Going back to my last experiment, this involved  a large scale content analysis of MOOC discussion forum comments which I wrote about in a previous post. Between last November and January this year I recruited and trained a group of 8 research assistants to rate comments in MOOC discussion forums according to two content analysis methods. Overall 1500 comments were rated, and correlations of various strengths were established between the analysis methods and with linguistic indicators of critical thinking. The outputs have provided a useful basis for the next stage – developing a method to automate comment rating that approximates human rating.

A paper on the initial stages of my research that I submitted to Research in Learning Technology has been peer reviewed and accepted, and I am awaiting the outcome of deliberations on the changes I’ve made prior to publication later this year. A paper I hoped to get into the Learning Analytics Special Edition of Transactions on Learning Technologies was rejected (2 to 1 against publication – can’t win ’em all!). But they’ve suggested I re-submit following changes to the text. I’ve just re-written the abstract, which goes like this:

Typically, learners’ progression within Computer-Supported Collaborative Learning (CSCL) environments is measured via analysis and interpretation of quantitative web interaction measures (e.g. counting the number of logins, mouse clicks, and accessed resources). However, the usefulness of these ‘proxies for learning’ is questioned as they only depict a narrow spectrum of behaviour and do not facilitate the qualitative evaluation of critical reflection and dialogue – an essential component of collaborative learning. Research indicates that pedagogical content analysis methods have value in measuring critical discourse in small scale, formal, online learning environments, but little research has been carried out on high volume, informal, Massive Open Online Course (MOOC) forums. The challenge in this setting is to develop valid and reliable indicators that operate successfully at scale. In this paper we test two established pedagogical content analysis methods in a large-scale review of comment data randomly selected from a number of MOOCs. Pedagogical Scores (PS) are derived from ratings applied to comments by a group of coders, and correlated with linguistic and interaction indicators. Results show that the content analysis methods are reliable, and are very strongly correlated with each other, suggesting that their specific format is not significant. In addition, the methods are strongly associated with some relevant linguistic indicators of higher levels of learning (e.g. word count and occurrence of first-person pronouns), and have weaker correlations with other linguistic and interaction metrics (e.g. sentiment, ‘likes’, words per sentence, long words). This suggests promise for further research in the development of content analysis methods better suited to informal MOOC forum settings, and the practical application of linguistic proxies for learning. Specifically using Machine Learning techniques to automatically approximate human coding, and provide realistic feedback to instructors, learners and learning designers.
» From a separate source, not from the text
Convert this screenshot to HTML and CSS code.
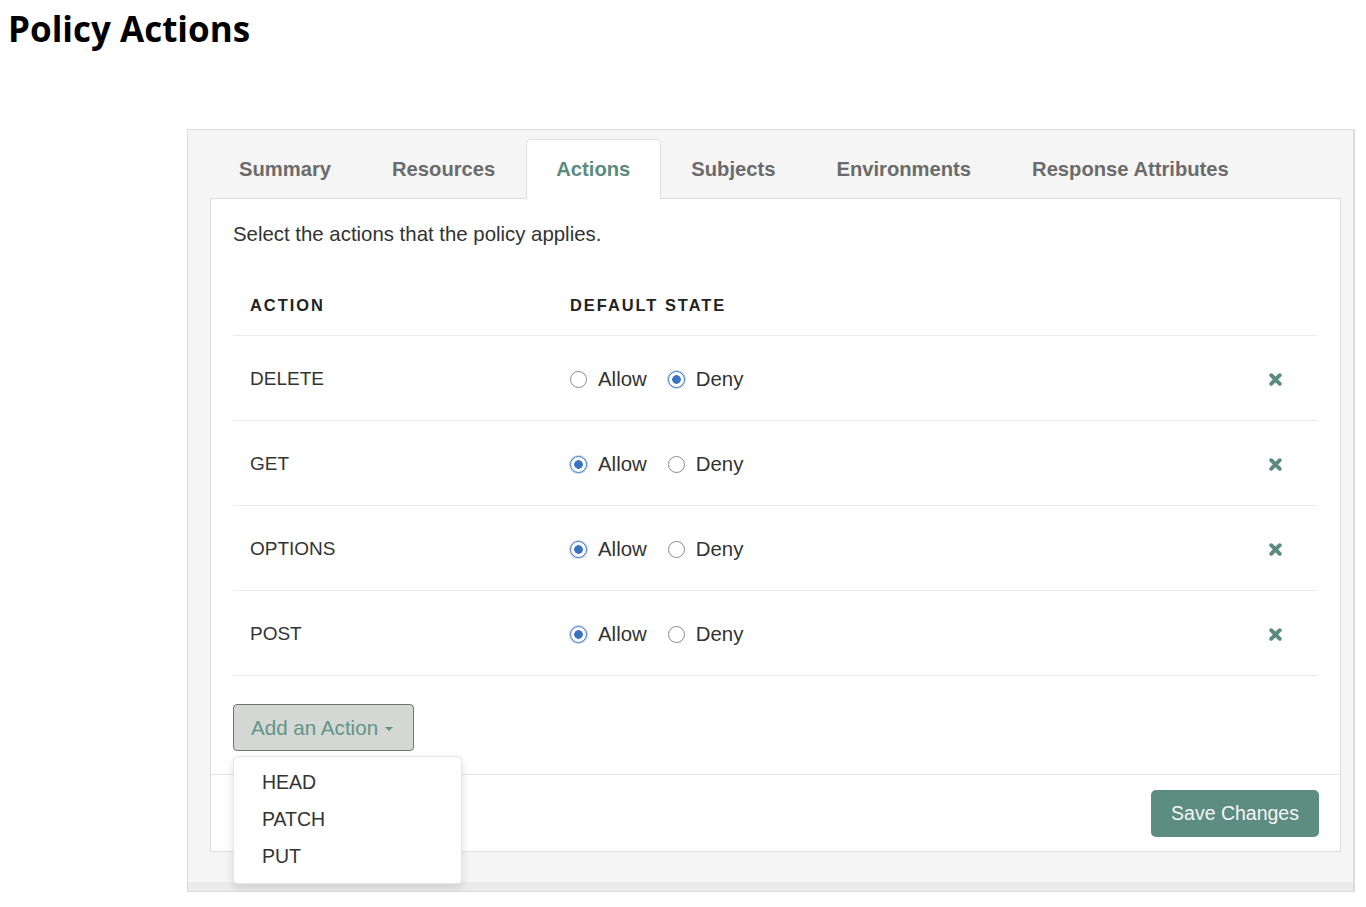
FILE: index.html
```html
<!DOCTYPE html>
<html lang="en">
<head>
<meta charset="utf-8">
<title>Policy Actions</title>
<link rel="stylesheet" href="styles.css">
</head>
<body>
<h1 class="title">Policy Actions</h1>
<div class="frame">
  <ul class="tabs">
    <li class="tab">Summary</li>
    <li class="tab">Resources</li>
    <li class="tab active">Actions</li>
    <li class="tab">Subjects</li>
    <li class="tab">Environments</li>
    <li class="tab">Response Attributes</li>
  </ul>
  <div class="panel">
    <div class="panel-body">
      <p class="intro">Select the actions that the policy applies.</p>
      <div class="table">
        <div class="row head">
          <div class="cell">ACTION</div>
          <div class="cell">DEFAULT STATE</div>
          <div class="cell"></div>
        </div>
        <div class="row">
          <div class="cell name">DELETE</div>
          <div class="cell state">
            <span class="opt"><span class="radio"></span>Allow</span>
            <span class="opt"><span class="radio on"></span>Deny</span>
          </div>
          <div class="cell del"><svg class="x" viewBox="0 0 14 14"><path d="M3 3L11 11M11 3L3 11"/></svg></div>
        </div>
        <div class="row">
          <div class="cell name">GET</div>
          <div class="cell state">
            <span class="opt"><span class="radio on"></span>Allow</span>
            <span class="opt"><span class="radio"></span>Deny</span>
          </div>
          <div class="cell del"><svg class="x" viewBox="0 0 14 14"><path d="M3 3L11 11M11 3L3 11"/></svg></div>
        </div>
        <div class="row">
          <div class="cell name">OPTIONS</div>
          <div class="cell state">
            <span class="opt"><span class="radio on"></span>Allow</span>
            <span class="opt"><span class="radio"></span>Deny</span>
          </div>
          <div class="cell del"><svg class="x" viewBox="0 0 14 14"><path d="M3 3L11 11M11 3L3 11"/></svg></div>
        </div>
        <div class="row">
          <div class="cell name">POST</div>
          <div class="cell state">
            <span class="opt"><span class="radio on"></span>Allow</span>
            <span class="opt"><span class="radio"></span>Deny</span>
          </div>
          <div class="cell del"><svg class="x" viewBox="0 0 14 14"><path d="M3 3L11 11M11 3L3 11"/></svg></div>
        </div>
      </div>
      <div class="add-wrap">
        <button class="add-btn">Add an Action <span class="caret"></span></button>
        <ul class="menu">
          <li>HEAD</li>
          <li>PATCH</li>
          <li>PUT</li>
        </ul>
      </div>
    </div>
    <div class="panel-foot">
      <button class="save-btn">Save Changes</button>
    </div>
  </div>
</div>
</body>
</html>
```

FILE: styles.css
```css
* { box-sizing: border-box; }

body {
  margin: 0;
  padding: 11px 8px 0;
  background: #fff;
  font-family: "Liberation Sans", Arial, sans-serif;
  color: #333;
}

.title {
  margin: 0;
  font-family: "Open Sans", sans-serif;
  font-weight: 700;
  font-size: 35px;
  line-height: 36px;
  color: #000;
}

.frame {
  margin: 82px 0 0 179px;
  width: 1168px;
  background: #f5f5f5;
  border: 1px solid #dcdcdc;
  border-right-width: 2px;
  padding: 9px 12px 39px 22px;
  box-shadow: inset 0 -9px 0 #ebebeb;
}

.tabs {
  list-style: none;
  margin: 0 0 0 -1px;
  padding: 0;
  display: flex;
  position: relative;
  z-index: 1;
}

.tab {
  height: 60px;
  padding: 0 30px 0 29px;
  display: flex;
  align-items: center;
  font-weight: 700;
  font-size: 20.2px;
  color: #6b6b6b;
  border: 1px solid transparent;
  border-bottom: none;
  border-radius: 5px 5px 0 0;
}

.tab.active {
  background: #fff;
  border-color: #dedede;
  color: #5b8b7e;
}

.panel {
  background: #fff;
  border: 1px solid #dedede;
  margin-top: -1px;
}

.panel-body {
  padding: 23px 22px 23px;
}

.intro {
  margin: 0 0 29px;
  font-size: 20.4px;
  line-height: 24px;
  color: #333;
}

.row {
  display: grid;
  grid-template-columns: 320px 1fr 90px;
  align-items: center;
  height: 85px;
  border-bottom: 1px solid #ececec;
}

.row.head {
  height: 61px;
  font-weight: 700;
  font-size: 16.4px;
  letter-spacing: 2px;
  color: #222;
}

.cell {
  padding-left: 17px;
}

.name {
  font-size: 19px;
  color: #333;
  padding-top: 2px;
}

.state {
  display: flex;
  align-items: center;
  gap: 21px;
  font-size: 20.4px;
  color: #333;
  padding-top: 3px;
}

.opt {
  display: flex;
  align-items: center;
  gap: 11px;
}

.radio {
  width: 17px;
  height: 17px;
  border-radius: 50%;
  border: 1.5px solid #8a8a8a;
  background: #fff;
}

.radio.on {
  border: 1.5px solid #3a73c2;
  background: radial-gradient(circle, #3a73c2 0 4px, #fff 4.6px);
  box-shadow: 0 0 0 1px rgba(80, 130, 200, 0.35);
}

.del {
  display: flex;
  justify-content: flex-start;
  padding-left: 40px;
  padding-top: 2px;
}

.x {
  width: 15px;
  height: 15px;
  fill: none;
  stroke: #5b8b7e;
  stroke-width: 3.6;
  stroke-linecap: round;
}

.add-wrap {
  position: relative;
  margin-top: 28px;
  width: 181px;
}

.add-btn {
  display: flex;
  align-items: center;
  gap: 7px;
  height: 47px;
  width: 181px;
  padding: 0 17px;
  background: #d5d7d5;
  border: 1.5px solid #6f7371;
  border-radius: 4px;
  font-family: "Liberation Sans", Arial, sans-serif;
  font-size: 20.6px;
  color: #5e9687;
}

.caret {
  width: 0;
  height: 0;
  border-left: 4px solid transparent;
  border-right: 4px solid transparent;
  border-top: 4px solid #5e9687;
  margin-top: 2px;
}

.menu {
  position: absolute;
  top: calc(100% + 5px);
  left: 0;
  width: 229px;
  margin: 0;
  padding: 7px 0 8px;
  list-style: none;
  background: #fff;
  border: 1px solid #e6e6e6;
  border-radius: 4px;
  box-shadow: 0 4px 10px rgba(0, 0, 0, 0.12);
  z-index: 5;
}

.menu li {
  height: 37px;
  line-height: 37px;
  padding-left: 28px;
  font-size: 19.5px;
  color: #333;
}

.panel-foot {
  border-top: 1px solid #e4e4e4;
  padding: 15px 21px 14px;
  display: flex;
  justify-content: flex-end;
}

.save-btn {
  height: 47px;
  width: 168px;
  background: #5d8c80;
  border: none;
  border-radius: 5px;
  font-family: "Liberation Sans", Arial, sans-serif;
  font-size: 19.5px;
  color: #f4f7f6;
}
```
Just need to re-do the rest now…

I’ve also undertaken two online introductory courses in using the Weka machine learning workbench application and am currently waiting for the Advanced course to start. I’m also attending the Learning Analytics and Knowledge Conference (LAK16) in Edinburgh next week, where I’m very much looking forward to taking a workshop in data mining (using Weka), as well as attending loads of presentations and engaging in some serious networking.

Also, I’m very much looking forward to the summer (hence the photo at the top of the page).